Open prestonvanloon opened 2 years ago
I'm interested in helping on this task. I just followed the Contributer guide and got a local environment to finish bazelisk test //beacon-chain/node:go_default_test
. So I think I have the baseline ready.
Reading the test in TestVerifyConnectivity, some initial thoughts are:
The next steps I can attempt are to gather data to narrow down what is contributing to the failures. For example, choosing a destination that expressly accepts test requests, increasing delay between test run iterations, increasing dial-timeout, or try UDP port 53 (dns).
Hey @patterns , thanks for taking a look at this ! Just assigned you the issue.
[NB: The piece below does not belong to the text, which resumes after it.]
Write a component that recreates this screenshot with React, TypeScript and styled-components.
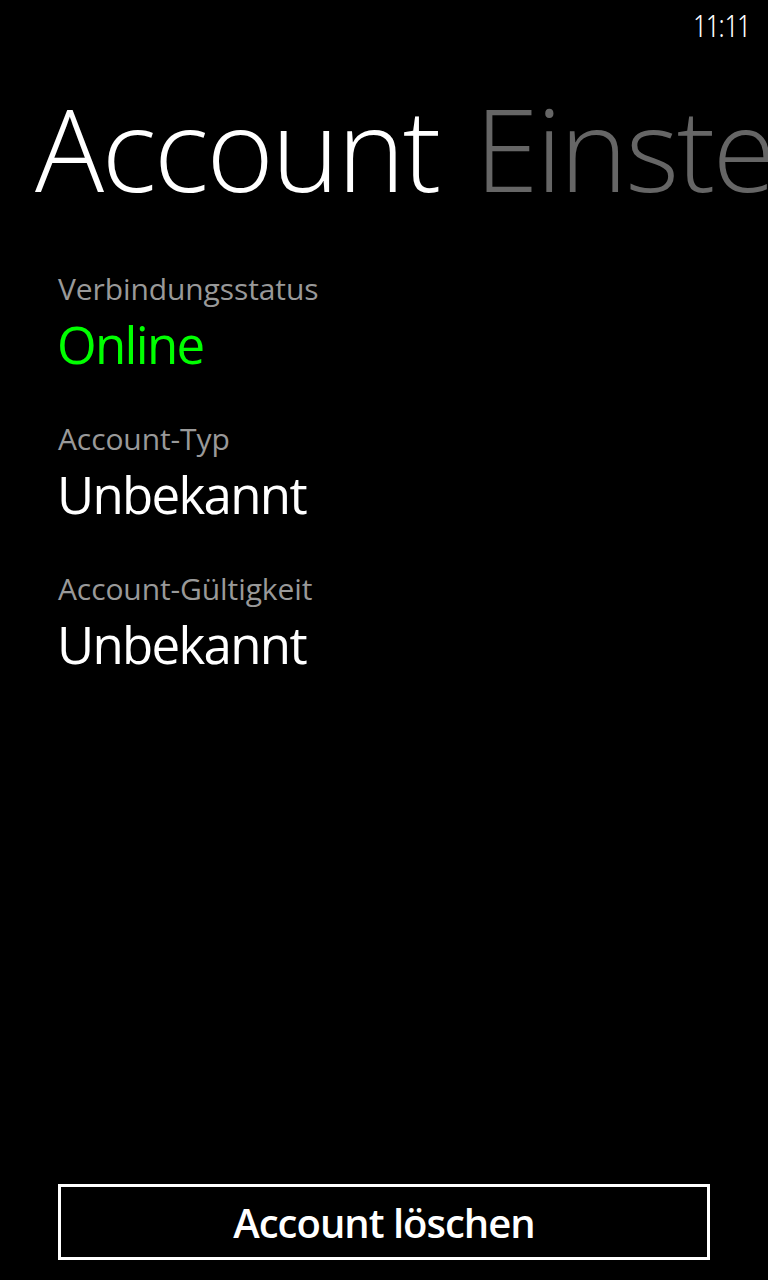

It seems you already have made good progress on this :) , looking forward to the improvements to these tests.
Very appreciated, thanks! I think I have the TestVerifyConnectivity
changes for a unit test. I borrowed most of the the code from the dial_test.go in the standard lib's net package and realized when looking there that they distinguish between available-external-network (and "local") for the test environment. That made me wonder whether TestVerifyConnectivity
is meant to exercise the net.Dial()
because it shouldn't be necessary to test that net.Dial()
works. It made me think that the purpose of the test is really to verify/prove that a log entry is generated under the right circumstances (unreachable addresses). This seems reasonable because when I looked for where it is called, it is to do quick "health check" on
the Host-Address config param (line#266 in service.go). And I think the param option is the p2p-host-IP:
--p2p-host-ip value The IP address advertised by libp2p. This may be used to advertise an external IP.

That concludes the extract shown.